What Fair Process Actually Requires
The legal system claims to value truth and due process. But allowing exhausted people to make life-altering decisions contradicts both values.
Krizan emphasized that sleep disruption needs documentation, management, and consideration in legal decisions. “If we care about truth, fairness, and due process, we cannot afford to treat sleep disruption as an afterthought.”
Better standards won’t eliminate false confessions. Intellectual disabilities, mental illness, youth, and psychological coercion all contribute to unreliable statements. But acknowledging sleep deprivation as a major factor would prevent some wrongful convictions.
The research team noted that overnight or extended interrogations increase vulnerability to coercion, specifically because they disrupt sleep and induce fatigue. Limiting these practices would improve statement reliability across the board.
Every false confession means multiple failures. An innocent person goes to jail. The actual perpetrator remains free. Tax dollars get wasted prosecuting the wrong person. Public trust in the justice system erodes.
Sleep deprivation doesn’t just harm suspects. Exhausted witnesses provide unreliable testimony. Insomniated victims struggle to recount trauma coherently. Fatigued crime scene technicians make mistakes. Sleep loss degrades every component of the investigative process.
And the people most vulnerable to sleep-related impairment are often those least able to advocate for themselves. Young suspects. People with cognitive disabilities. Individuals experiencing poverty or homelessness. Non-native English speakers.
Moving Toward Evidence-Based Justice
Law schools need to teach about the effects of sleep deprivation on the reliability of statements. Judges need science-based frameworks for assessing fatigue-related impairment. Prosecutors need to recognize that securing confessions from exhausted suspects doesn’t serve justice.
Law enforcement culture needs to be re-examined. The goal should be accurate information, not mentally broken suspects. Interrogation techniques that rely on wearing people down through exhaustion may elicit statements, but they don’t reliably yield the truth.
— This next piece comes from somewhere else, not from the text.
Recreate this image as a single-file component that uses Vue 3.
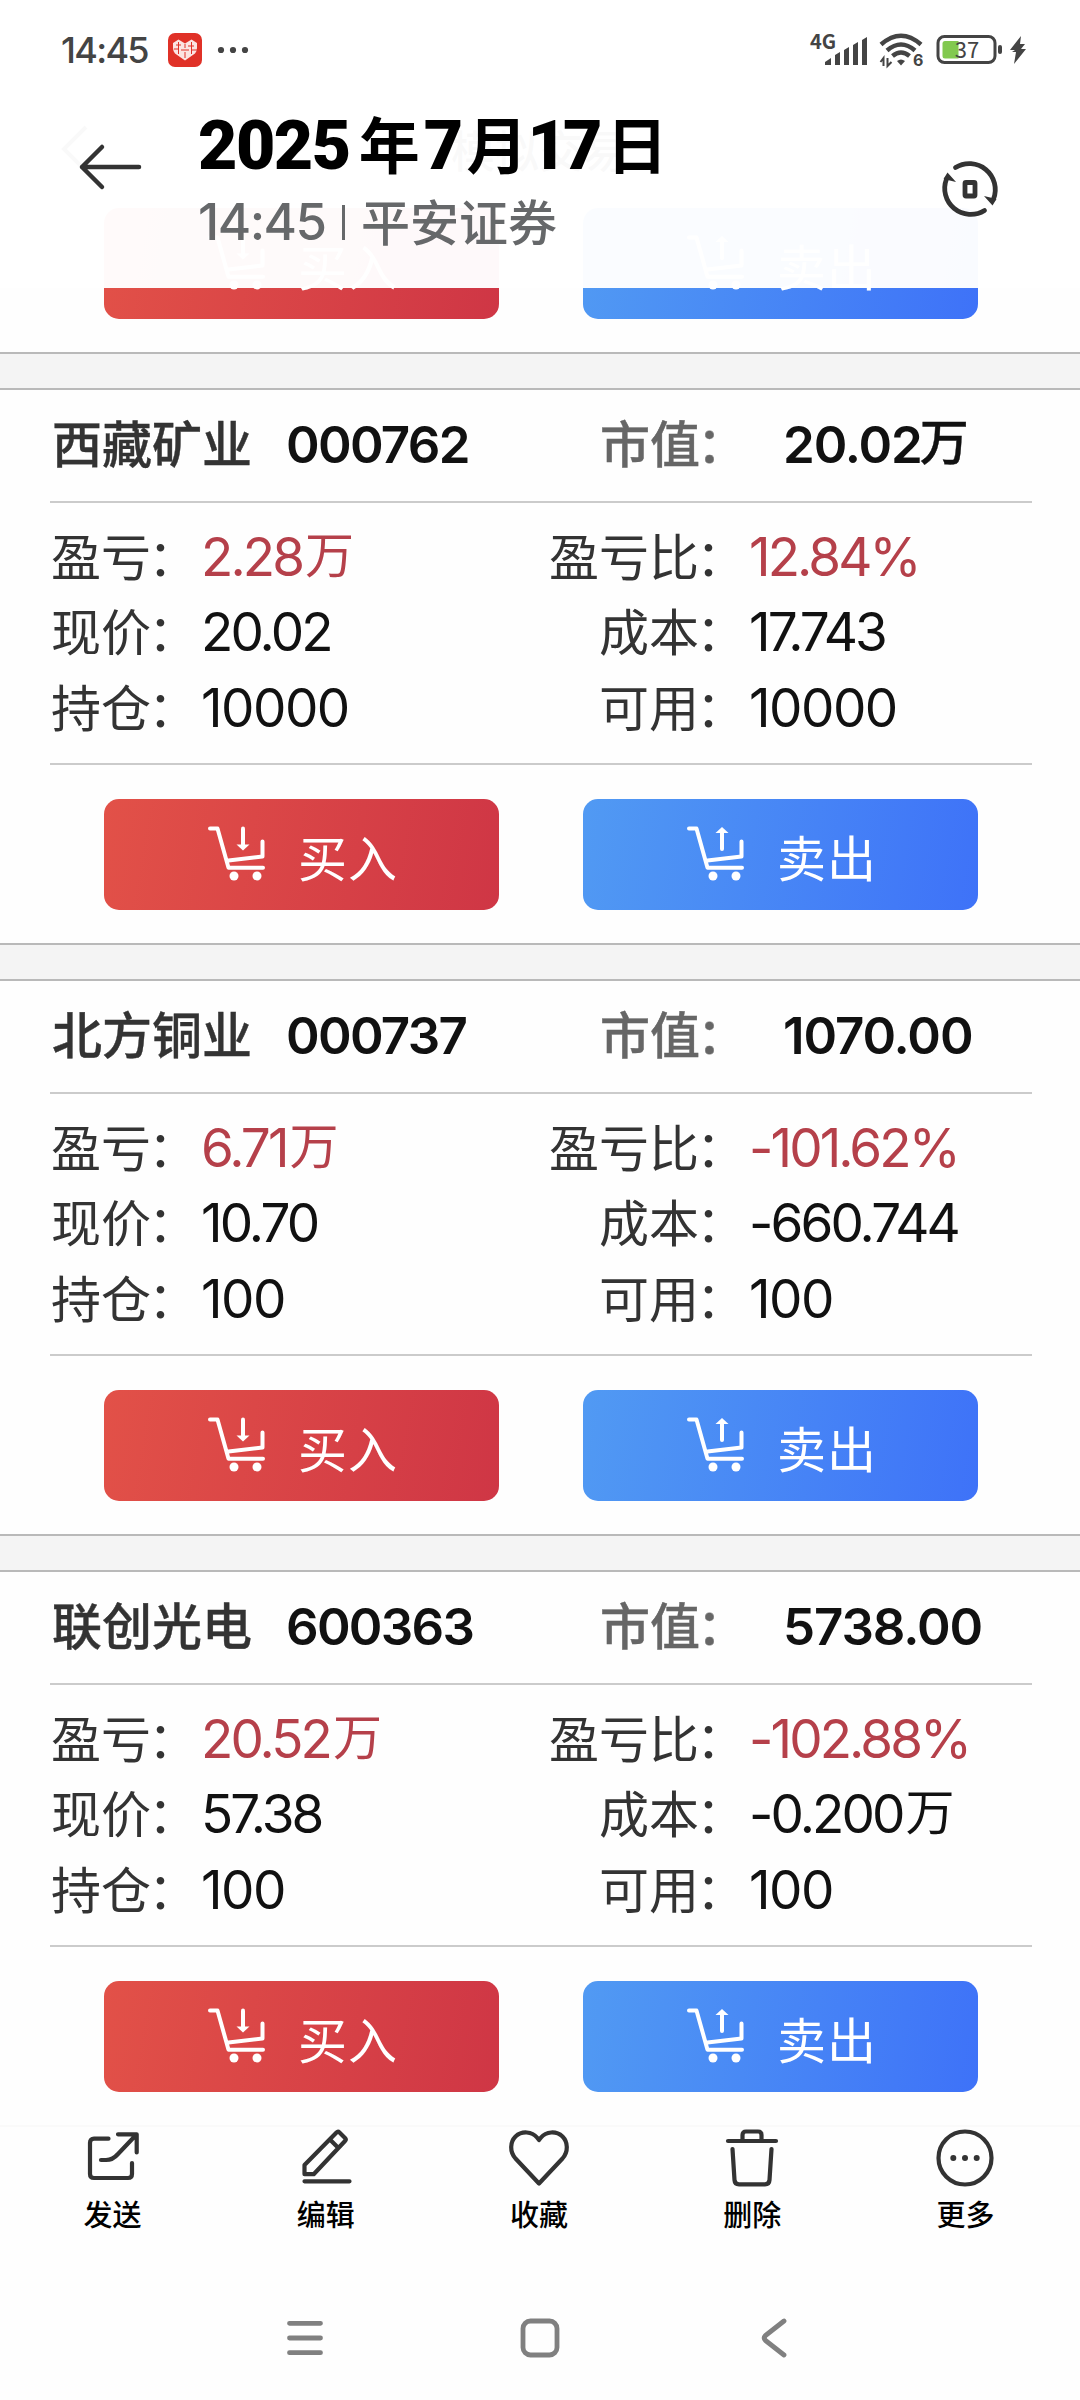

“Sleep loss isn’t a minor variable,” Krizan concluded. “It shapes the reliability of the evidence on which justice depends.”
The criminal justice system built protections against coerced confessions decades ago. Miranda warnings. Rules against physical abuse. Prohibitions on certain deceptive tactics. Those protections emerged because experience showed coercion produces unreliable statements.
Sleep deprivation coerces through exhaustion what violence once coerced through pain. The effect is the same: statements that can’t be trusted, confessions that may not be true, convictions that rest on sand.
Recognition of the problem is growing. But implementation of solutions remains inconsistent. Until courts treat sleep deprivation with the seriousness it deserves, innocent people will continue confessing to crimes they didn’t commit. The guilty will sometimes walk free while the wrong person sits in prison.
The brain doesn’t lie about fatigue. When cognitive function deteriorates to the level of legal intoxication, treating that person’s decisions as fully voluntary represents willful blindness to reality. Justice requires better.